The first time I heard Vicky Tsai speak was on a podcast. She was chatting with NPR’s Guy Raz about how she built her phenomenally successful skincare company Tatcha. It included quitting a job on Wall Street, travelling to Kyoto, meeting with a modern geisha and discovering the potent properties of the face creams and blotting papers they had used for centuries. Fast forward 15 years and Tsai is one of the most popular and bestselling skincare brands in the US: in 2020, it sold to multi-national conglomerate Unilever for $500 million. Tsai, a revered founder, had struck on something incredible, bringing the wisdom and rituals of Japanese skincare and beauty to the United States and, eventually, the rest of the world.
“The geisha, our first muses and the first beauty icons, are such an inspiration. Everything in their make-up and their approach to skincare is so symbolic and rich with meaning and history,” she shares with The File. “I try to learn from the intention that makes their beauty so much more than aesthetic. It’s artistry and culture.”

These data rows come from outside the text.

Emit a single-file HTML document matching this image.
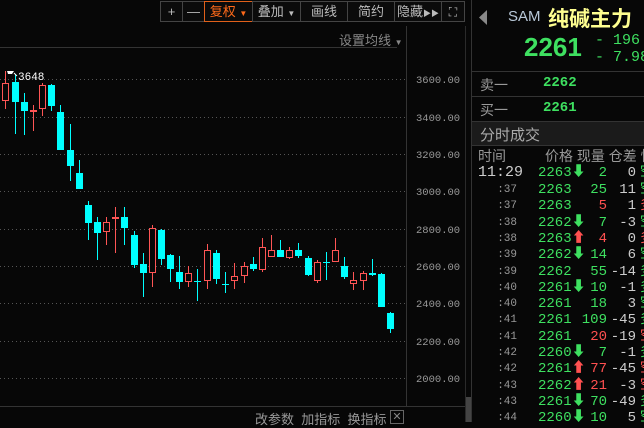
<!DOCTYPE html>
<html><head><meta charset="utf-8"><style>
html,body{margin:0;padding:0;background:#070707;width:644px;height:422px;overflow:hidden;font-family:"Liberation Sans","Noto Sans CJK SC",sans-serif;}
.a{position:absolute;white-space:nowrap;}
.btn{position:absolute;top:1px;height:21px;border:1px solid #444;box-sizing:border-box;color:#bbb;font-size:13px;line-height:20px;text-align:center;background:#0b0b0b;}
.m{font-family:"Liberation Mono","Noto Sans CJK SC",monospace;}
.g{color:#3ee060}.r{color:#ff5050}.w{color:#ccc}
.row{position:absolute;left:472px;width:172px;height:16px;font-size:14px;line-height:16px;}
</style></head><body>
<svg class="a" style="left:0;top:0" width="644" height="422">
<g stroke="#555" stroke-dasharray="1,3">
<line x1="0" y1="79.5" x2="406" y2="79.5"/><line x1="0" y1="117.5" x2="406" y2="117.5"/><line x1="0" y1="154.5" x2="406" y2="154.5"/><line x1="0" y1="191.5" x2="406" y2="191.5"/><line x1="0" y1="229.5" x2="406" y2="229.5"/><line x1="0" y1="266.5" x2="406" y2="266.5"/><line x1="0" y1="303.5" x2="406" y2="303.5"/><line x1="0" y1="341.5" x2="406" y2="341.5"/><line x1="0" y1="378.5" x2="406" y2="378.5"/>
</g>
<line x1="0" y1="47.5" x2="397" y2="47.5" stroke="#333"/>
<line x1="406.5" y1="26" x2="406.5" y2="406" stroke="#333"/>
<line x1="0" y1="406.5" x2="465" y2="406.5" stroke="#333"/>
<line x1="465.5" y1="26" x2="465.5" y2="422" stroke="#2a2a2a"/>
<rect x="466" y="397" width="5" height="25" fill="#444"/>
<line x1="471.5" y1="0" x2="471.5" y2="422" stroke="#333"/>
<g fill="#00ffff" stroke="#00ffff">
<line x1="15.5" y1="74" x2="15.5" y2="134"/><rect x="12" y="82" width="7" height="20" stroke="none"/>
<line x1="24.5" y1="93" x2="24.5" y2="135"/><rect x="21" y="102" width="7" height="9" stroke="none"/>
<line x1="51.5" y1="84" x2="51.5" y2="111"/><rect x="48" y="85" width="7" height="21" stroke="none"/>
<line x1="60.5" y1="105" x2="60.5" y2="150"/><rect x="57" y="112" width="7" height="38" stroke="none"/>
<line x1="70.5" y1="124" x2="70.5" y2="181"/><rect x="67" y="150" width="7" height="16" stroke="none"/>
<line x1="79.5" y1="160" x2="79.5" y2="189"/><rect x="76" y="173" width="7" height="16" stroke="none"/>
<line x1="88.5" y1="201" x2="88.5" y2="240"/><rect x="85" y="205" width="7" height="18" stroke="none"/>
<line x1="97.5" y1="217" x2="97.5" y2="260"/><rect x="94" y="222" width="7" height="11" stroke="none"/>
<line x1="124.5" y1="207" x2="124.5" y2="245"/><rect x="121" y="217" width="7" height="11" stroke="none"/>
<line x1="134.5" y1="231" x2="134.5" y2="268"/><rect x="131" y="235" width="7" height="30" stroke="none"/>
<line x1="143.5" y1="253" x2="143.5" y2="297"/><rect x="140" y="264" width="7" height="9" stroke="none"/>
<line x1="161.5" y1="229" x2="161.5" y2="265"/><rect x="158" y="230" width="7" height="29" stroke="none"/>
<line x1="170.5" y1="254" x2="170.5" y2="282"/><rect x="167" y="255" width="7" height="14" stroke="none"/>
<line x1="179.5" y1="256" x2="179.5" y2="289"/><rect x="176" y="272" width="7" height="10" stroke="none"/>
<line x1="197.5" y1="269" x2="197.5" y2="301"/><rect x="194" y="281" width="7" height="1" stroke="none"/>
<line x1="216.5" y1="250" x2="216.5" y2="284"/><rect x="213" y="253" width="7" height="26" stroke="none"/>
<line x1="225.5" y1="272" x2="225.5" y2="293"/><rect x="222" y="284" width="7" height="1" stroke="none"/>
<line x1="253.5" y1="257" x2="253.5" y2="271"/><rect x="250" y="264" width="7" height="5" stroke="none"/>
<line x1="280.5" y1="240" x2="280.5" y2="257"/><rect x="277" y="250" width="7" height="7" stroke="none"/>
<line x1="298.5" y1="243" x2="298.5" y2="258"/><rect x="295" y="250" width="7" height="6" stroke="none"/>
<line x1="308.5" y1="256" x2="308.5" y2="276"/><rect x="305" y="258" width="7" height="17" stroke="none"/>
<line x1="326.5" y1="252" x2="326.5" y2="280"/><rect x="323" y="262" width="7" height="1" stroke="none"/>
<line x1="344.5" y1="257" x2="344.5" y2="279"/><rect x="341" y="266" width="7" height="11" stroke="none"/>
<line x1="372.5" y1="259" x2="372.5" y2="276"/><rect x="369" y="273" width="7" height="2" stroke="none"/>
<line x1="381.5" y1="273" x2="381.5" y2="307"/><rect x="378" y="274" width="7" height="33" stroke="none"/>
<line x1="390.5" y1="312" x2="390.5" y2="333"/><rect x="387" y="313" width="7" height="16" stroke="none"/>
</g>
<g stroke="#ff5555" fill="none">
<line x1="5.5" y1="71" x2="5.5" y2="109"/><rect x="2.5" y="83.5" width="6" height="17" fill="#070707"/>
<line x1="33.5" y1="105" x2="33.5" y2="131"/><rect x="30" y="110" width="7" height="2" fill="#ff5555" stroke="none"/>
<line x1="42.5" y1="83" x2="42.5" y2="116"/><rect x="39.5" y="85.5" width="6" height="23" fill="#070707"/>
<line x1="106.5" y1="217" x2="106.5" y2="245"/><rect x="103.5" y="222.5" width="6" height="9" fill="#070707"/>
<line x1="115.5" y1="207" x2="115.5" y2="253"/><rect x="112" y="217" width="7" height="2" fill="#ff5555" stroke="none"/>
<line x1="152.5" y1="225" x2="152.5" y2="287"/><rect x="149.5" y="228.5" width="6" height="44" fill="#070707"/>
<line x1="188.5" y1="266" x2="188.5" y2="287"/><rect x="185.5" y="273.5" width="6" height="8" fill="#070707"/>
<line x1="207.5" y1="244" x2="207.5" y2="289"/><rect x="204.5" y="250.5" width="6" height="30" fill="#070707"/>
<line x1="234.5" y1="263" x2="234.5" y2="289"/><rect x="231.5" y="276.5" width="6" height="4" fill="#070707"/>
<line x1="244.5" y1="262" x2="244.5" y2="283"/><rect x="241.5" y="266.5" width="6" height="9" fill="#070707"/>
<line x1="262.5" y1="238" x2="262.5" y2="272"/><rect x="259.5" y="247.5" width="6" height="22" fill="#070707"/>
<line x1="271.5" y1="235" x2="271.5" y2="257"/><rect x="268.5" y="250.5" width="6" height="6" fill="#070707"/>
<line x1="289.5" y1="247" x2="289.5" y2="259"/><rect x="286.5" y="250.5" width="6" height="7" fill="#070707"/>
<line x1="317.5" y1="260" x2="317.5" y2="283"/><rect x="314.5" y="262.5" width="6" height="18" fill="#070707"/>
<line x1="335.5" y1="238" x2="335.5" y2="262"/><rect x="332.5" y="250.5" width="6" height="11" fill="#070707"/>
<line x1="353.5" y1="272" x2="353.5" y2="290"/><rect x="350.5" y="280.5" width="6" height="3" fill="#070707"/>
<line x1="363.5" y1="271" x2="363.5" y2="290"/><rect x="360.5" y="273.5" width="6" height="7" fill="#070707"/>
</g>
<path d="M7 71 L14 71 L12 74 L8 74 Z" fill="#fff"/><line x1="14" y1="73" x2="17" y2="76" stroke="#fff"/>
<text x="18" y="80" fill="#fff" font-family="Liberation Mono" font-size="11">3648</text>
<g fill="#999" font-family="Liberation Mono" font-size="10.5">
<text x="416" y="83">3600.00</text><text x="416" y="121">3400.00</text><text x="416" y="158">3200.00</text><text x="416" y="195">3000.00</text><text x="416" y="233">2800.00</text><text x="416" y="270">2600.00</text><text x="416" y="307">2400.00</text><text x="416" y="345">2200.00</text><text x="416" y="382">2000.00</text>
</g>
<line x1="472" y1="71.5" x2="644" y2="71.5" stroke="#333"/>
<line x1="472" y1="96.5" x2="644" y2="96.5" stroke="#333"/>
<rect x="472" y="121" width="172" height="24" fill="#1b1b1b"/>
<line x1="472" y1="121.5" x2="644" y2="121.5" stroke="#333"/>
<line x1="472" y1="145.5" x2="644" y2="145.5" stroke="#333"/>
<path d="M487 10 L479 17.5 L487 25 Z" fill="#888"/>
</svg>
<div class="btn" style="left:160px;width:23px;">+</div>
<div class="btn" style="left:182px;width:23px;">—</div>
<div class="btn" style="left:204px;width:49px;border-color:#e0601a;color:#ff6a1a;">复权 <span style="font-size:8px">▼</span></div>
<div class="btn" style="left:252px;width:49px;">叠加 <span style="font-size:8px">▼</span></div>
<div class="btn" style="left:300px;width:48px;">画线</div>
<div class="btn" style="left:347px;width:48px;">简约</div>
<div class="btn" style="left:394px;width:48px;">隐藏<span style="font-size:8px">▶▶</span></div>
<div class="btn" style="left:441px;width:24px;font-size:12px;">⛶</div>
<div class="a" style="left:339px;top:30px;font-size:13px;color:#888;">设置均线 <span style="font-size:8px">▼</span></div>
<div class="a" style="left:255px;top:409px;font-size:13px;color:#999;">改参数 &nbsp;加指标 &nbsp;换指标</div>
<div class="a" style="left:390px;top:410px;width:12px;height:12px;border:1px solid #666;color:#888;font-size:11px;line-height:12px;text-align:center;">✕</div>
<div class="a" style="left:508px;top:8px;font-size:15px;color:#b8c8d8;">SAM</div>
<div class="a" style="left:548px;top:3px;font-size:21px;color:#ffff90;font-weight:bold;">纯碱主力</div>
<div class="a g" style="left:524px;top:32px;font-size:26px;font-weight:bold;">2261</div>
<div class="a g m" style="left:595px;top:32px;font-size:15px;">- 196</div>
<div class="a g m" style="left:595px;top:49px;font-size:15px;">- 7.98%</div>
<div class="a" style="left:480px;top:75px;font-size:14px;color:#999;">卖一</div>
<div class="a g m" style="left:543px;top:75px;font-size:14px;font-weight:bold;">2262</div>
<div class="a" style="left:480px;top:100px;font-size:14px;color:#999;">买一</div>
<div class="a g m" style="left:543px;top:100px;font-size:14px;font-weight:bold;">2261</div>
<div class="a" style="left:480px;top:124px;font-size:15px;color:#aaa;">分时成交</div>
<div class="a" style="left:478px;top:146px;font-size:14px;color:#999;">时间</div>
<div class="a" style="left:545px;top:146px;font-size:14px;color:#999;">价格 现量 仓差 性</div>
<div id="rows"></div>
<div class="row m" style="top:165px"><span class="a w" style="left:6px;font-size:15px;">11:29</span><span class="a g" style="left:66px">2263⬇</span><span class="a g" style="right:37px">2</span><span class="a w" style="right:8px">0</span><span class="a g" style="left:168px">空</span></div>
<div class="row m" style="top:182px"><span class="a" style="right:127px;font-size:11px;color:#999">:37</span><span class="a g" style="left:66px">2263</span><span class="a g" style="right:37px">25</span><span class="a w" style="right:8px">11</span><span class="a g" style="left:168px">空</span></div>
<div class="row m" style="top:198px"><span class="a" style="right:127px;font-size:11px;color:#999">:37</span><span class="a g" style="left:66px">2263</span><span class="a r" style="right:37px">5</span><span class="a w" style="right:8px">1</span><span class="a r" style="left:168px">多</span></div>
<div class="row m" style="top:215px"><span class="a" style="right:127px;font-size:11px;color:#999">:38</span><span class="a g" style="left:66px">2262⬇</span><span class="a g" style="right:37px">7</span><span class="a w" style="right:8px">-3</span><span class="a g" style="left:168px">空</span></div>
<div class="row m" style="top:231px"><span class="a" style="right:127px;font-size:11px;color:#999">:38</span><span class="a g" style="left:66px">2263<span class="r">⬆</span></span><span class="a r" style="right:37px">4</span><span class="a w" style="right:8px">0</span><span class="a r" style="left:168px">多</span></div>
<div class="row m" style="top:247px"><span class="a" style="right:127px;font-size:11px;color:#999">:39</span><span class="a g" style="left:66px">2262⬇</span><span class="a g" style="right:37px">14</span><span class="a w" style="right:8px">6</span><span class="a g" style="left:168px">空</span></div>
<div class="row m" style="top:264px"><span class="a" style="right:127px;font-size:11px;color:#999">:39</span><span class="a g" style="left:66px">2262</span><span class="a g" style="right:37px">55</span><span class="a w" style="right:8px">-14</span><span class="a g" style="left:168px">多</span></div>
<div class="row m" style="top:280px"><span class="a" style="right:127px;font-size:11px;color:#999">:40</span><span class="a g" style="left:66px">2261⬇</span><span class="a g" style="right:37px">10</span><span class="a w" style="right:8px">-1</span><span class="a g" style="left:168px">多</span></div>
<div class="row m" style="top:296px"><span class="a" style="right:127px;font-size:11px;color:#999">:40</span><span class="a g" style="left:66px">2261</span><span class="a g" style="right:37px">18</span><span class="a w" style="right:8px">3</span><span class="a g" style="left:168px">空</span></div>
<div class="row m" style="top:312px"><span class="a" style="right:127px;font-size:11px;color:#999">:41</span><span class="a g" style="left:66px">2261</span><span class="a g" style="right:37px">109</span><span class="a w" style="right:8px">-45</span><span class="a g" style="left:168px">多</span></div>
<div class="row m" style="top:329px"><span class="a" style="right:127px;font-size:11px;color:#999">:41</span><span class="a g" style="left:66px">2261</span><span class="a r" style="right:37px">20</span><span class="a w" style="right:8px">-19</span><span class="a r" style="left:168px">空</span></div>
<div class="row m" style="top:345px"><span class="a" style="right:127px;font-size:11px;color:#999">:42</span><span class="a g" style="left:66px">2260⬇</span><span class="a g" style="right:37px">7</span><span class="a w" style="right:8px">-1</span><span class="a g" style="left:168px">多</span></div>
<div class="row m" style="top:361px"><span class="a" style="right:127px;font-size:11px;color:#999">:42</span><span class="a g" style="left:66px">2261<span class="r">⬆</span></span><span class="a r" style="right:37px">77</span><span class="a w" style="right:8px">-45</span><span class="a r" style="left:168px">空</span></div>
<div class="row m" style="top:378px"><span class="a" style="right:127px;font-size:11px;color:#999">:43</span><span class="a g" style="left:66px">2262<span class="r">⬆</span></span><span class="a r" style="right:37px">21</span><span class="a w" style="right:8px">-3</span><span class="a r" style="left:168px">空</span></div>
<div class="row m" style="top:394px"><span class="a" style="right:127px;font-size:11px;color:#999">:43</span><span class="a g" style="left:66px">2261⬇</span><span class="a g" style="right:37px">70</span><span class="a w" style="right:8px">-49</span><span class="a g" style="left:168px">多</span></div>
<div class="row m" style="top:410px"><span class="a" style="right:127px;font-size:11px;color:#999">:44</span><span class="a g" style="left:66px">2260⬇</span><span class="a g" style="right:37px">10</span><span class="a w" style="right:8px">5</span><span class="a g" style="left:168px">空</span></div>
</body></html>
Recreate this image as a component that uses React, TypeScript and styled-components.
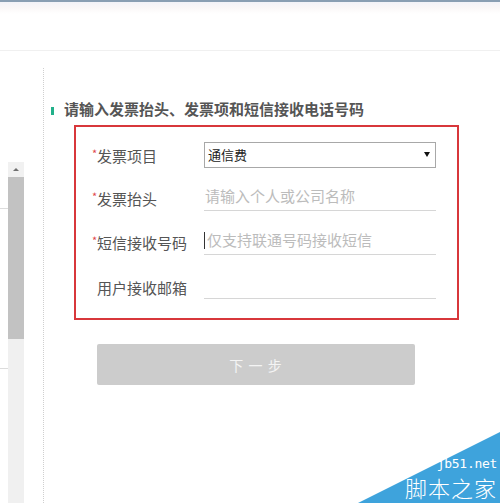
import React from "react";
import styled, { createGlobalStyle } from "styled-components";

const Global = createGlobalStyle`
  html, body { margin: 0; padding: 0; background: #ffffff; }
  body { font-family: "Noto Sans CJK SC", "Noto Sans", sans-serif; }
  * { box-sizing: border-box; }
`;

const Page = styled.div`
  position: relative;
  width: 500px;
  height: 503px;
  overflow: hidden;
  background: #fff;
  display: flex;
  flex-direction: column;
`;

const TopBar = styled.div`
  height: 51px;
  flex: none;
  border-top: 2px solid #8a9fb3;
  border-bottom: 1px solid #f0f0f0;
  background: linear-gradient(#f3f3f8 0px, #fbf8f8 6px, #ffffff 12px);
`;

const Main = styled.div`
  flex: 1;
  display: flex;
  min-height: 0;
`;

const Edge = styled.div`
  width: 8px;
  flex: none;
  display: flex;
  flex-direction: column;
  padding-top: 157px;
  gap: 159px;
`;

const EdgeLine = styled.div`
  height: 1px;
  background: #dcdcdc;
`;

const Scrollbar = styled.div`
  width: 16px;
  flex: none;
  margin-top: 111px;
  display: flex;
  flex-direction: column;
  background: #f0f0f0;
`;

const ScrollArrow = styled.div`
  height: 15px;
  display: flex;
  align-items: center;
  justify-content: center;
  background: #f1f1f1;
`;

const ArrowGlyph = styled.div`
  width: 0;
  height: 0;
  border-left: 3px solid transparent;
  border-right: 3px solid transparent;
  border-bottom: 3px solid #707070;
`;

const Thumb = styled.div`
  height: 162px;
  background: #c2c2c2;
`;

const Divider = styled.div`
  width: 1px;
  flex: none;
  margin-left: 19px;
  margin-top: 17px;
  border-left: 1px dotted #cfcfcf;
`;

const Content = styled.div`
  flex: 1;
  padding: 48px 0 0 7px;
  display: flex;
  flex-direction: column;
  align-items: flex-start;
`;

const Heading = styled.div`
  height: 20px;
  display: flex;
  align-items: center;
`;

const HeadingMark = styled.div`
  width: 3px;
  height: 8px;
  margin-top: 3px;
  background: #22b08a;
`;

const HeadingText = styled.h2`
  margin: 0 0 0 10px;
  font-size: 15px;
  line-height: 20px;
  font-weight: 700;
  color: #555555;
`;

const FormBox = styled.div`
  margin: 6px 0 0 23px;
  width: 385px;
  height: 195px;
  border: 2px solid #d8373b;
  padding: 14px 0 0 16px;
  display: flex;
  flex-direction: column;
  gap: 16px;
`;

const Row = styled.div<{ $h: number }>`
  display: grid;
  grid-template-columns: 112px 232px;
  height: ${(p) => p.$h}px;
  align-items: center;
`;

const Label = styled.label<{ $dy: number }>`
  display: flex;
  align-items: flex-start;
  font-size: 15px;
  line-height: 20px;
  color: #555555;
  margin-top: ${(p) => p.$dy}px;
`;

const Star = styled.span<{ $show: boolean }>`
  width: 5px;
  font-size: 11px;
  line-height: 14px;
  color: ${(p) => (p.$show ? "#e0474c" : "transparent")};
`;

const SelectWrap = styled.div`
  position: relative;
  height: 26px;
`;

const Select = styled.select`
  appearance: none;
  -webkit-appearance: none;
  width: 100%;
  height: 26px;
  border: 1px solid #a8a8a8;
  border-radius: 0;
  background: #fff;
  padding: 0 0 0 3px;
  font-family: "Noto Sans CJK SC", sans-serif;
  font-size: 13px;
  color: #222;
  outline: none;
`;

const SelectArrow = styled.div`
  position: absolute;
  right: 6px;
  top: 11px;
  width: 0;
  height: 0;
  border-left: 3px solid transparent;
  border-right: 3px solid transparent;
  border-top: 5px solid #111;
  pointer-events: none;
`;

const FieldWrap = styled.div`
  position: relative;
  height: 28px;
`;

const Input = styled.input<{ $indent?: number }>`
  width: 100%;
  height: 28px;
  border: none;
  border-bottom: 1px solid #d6d6d6;
  padding: 0 0 2px ${(p) => p.$indent ?? 1}px;
  font-family: "Noto Sans CJK SC", sans-serif;
  font-size: 15px;
  color: #333;
  outline: none;
  background: transparent;
  &::placeholder {
    color: #bcbcbc;
  }
`;

const Caret = styled.div`
  position: absolute;
  left: 0;
  top: 5px;
  width: 1px;
  height: 17px;
  background: #333;
`;

const NextButton = styled.button`
  margin: 24px 0 0 46px;
  width: 318px;
  height: 41px;
  border: none;
  border-radius: 2px;
  background: #cccccc;
  color: #f4f4f4;
  font-family: "Noto Sans CJK SC", sans-serif;
  font-size: 14px;
  letter-spacing: 1px;
  cursor: default;
`;

const Watermark = styled.div`
  position: absolute;
  right: 0;
  bottom: 0;
  width: 142px;
  height: 71px;
`;

const WatermarkShape = styled.svg`
  position: absolute;
  inset: 0;
`;

const WatermarkTexts = styled.div`
  position: absolute;
  right: 3px;
  bottom: 0;
  display: flex;
  flex-direction: column;
  align-items: flex-end;
  color: #ffffff;
`;

const WmSmall = styled.span`
  font-family: "DejaVu Sans Mono", monospace;
  font-size: 13px;
  line-height: normal;
  letter-spacing: -0.3px;
`;

const WmBig = styled.span`
  font-family: "Noto Sans CJK SC", sans-serif;
  font-size: 22px;
  line-height: normal;
  font-weight: 300;
  letter-spacing: 1px;
`;

export default function App() {
  return (
    <Page>
      <Global />
      <TopBar />
      <Main>
        <Edge>
          <EdgeLine />
          <EdgeLine />
        </Edge>
        <Scrollbar>
          <ScrollArrow>
            <ArrowGlyph />
          </ScrollArrow>
          <Thumb />
        </Scrollbar>
        <Divider />
        <Content>
          <Heading>
            <HeadingMark />
            <HeadingText>请输入发票抬头、发票项和短信接收电话号码</HeadingText>
          </Heading>
          <FormBox>
            <Row $h={26}>
              <Label $dy={4}>
                <Star $show>*</Star>发票项目
              </Label>
              <SelectWrap>
                <Select defaultValue="通信费">
                  <option value="通信费">通信费</option>
                </Select>
                <SelectArrow />
              </SelectWrap>
            </Row>
            <Row $h={28}>
              <Label $dy={3}>
                <Star $show>*</Star>发票抬头
              </Label>
              <FieldWrap>
                <Input placeholder="请输入个人或公司名称" />
              </FieldWrap>
            </Row>
            <Row $h={28}>
              <Label $dy={3}>
                <Star $show>*</Star>短信接收号码
              </Label>
              <FieldWrap>
                <Input $indent={3} placeholder="仅支持联通号码接收短信" />
                <Caret />
              </FieldWrap>
            </Row>
            <Row $h={28}>
              <Label $dy={6}>
                <Star $show={false}>*</Star>用户接收邮箱
              </Label>
              <FieldWrap>
                <Input />
              </FieldWrap>
            </Row>
          </FormBox>
          <NextButton type="button">下 一 步</NextButton>
        </Content>
      </Main>
      <Watermark>
        <WatermarkShape width="142" height="71" viewBox="0 0 142 71">
          <polygon points="0,71 142,0 142,71" fill="#3ea3dc" />
        </WatermarkShape>
        <WatermarkTexts>
          <WmSmall>jb51.net</WmSmall>
          <WmBig>脚本之家</WmBig>
        </WatermarkTexts>
      </Watermark>
    </Page>
  );
}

So, what is it that makes Japanese skincare so covetable? Is it the inclusion of fermented ingredients (something that underpins many of Tatcha’s products) or the championing of naturally derived ingredients such as rice bran, green tea and sake? A long-time devotee, using Japanese skincare products has transformed my sensitive, finicky, sallow skin – giving it a plumpness, softness and a hydrated sheen no other products have been able to.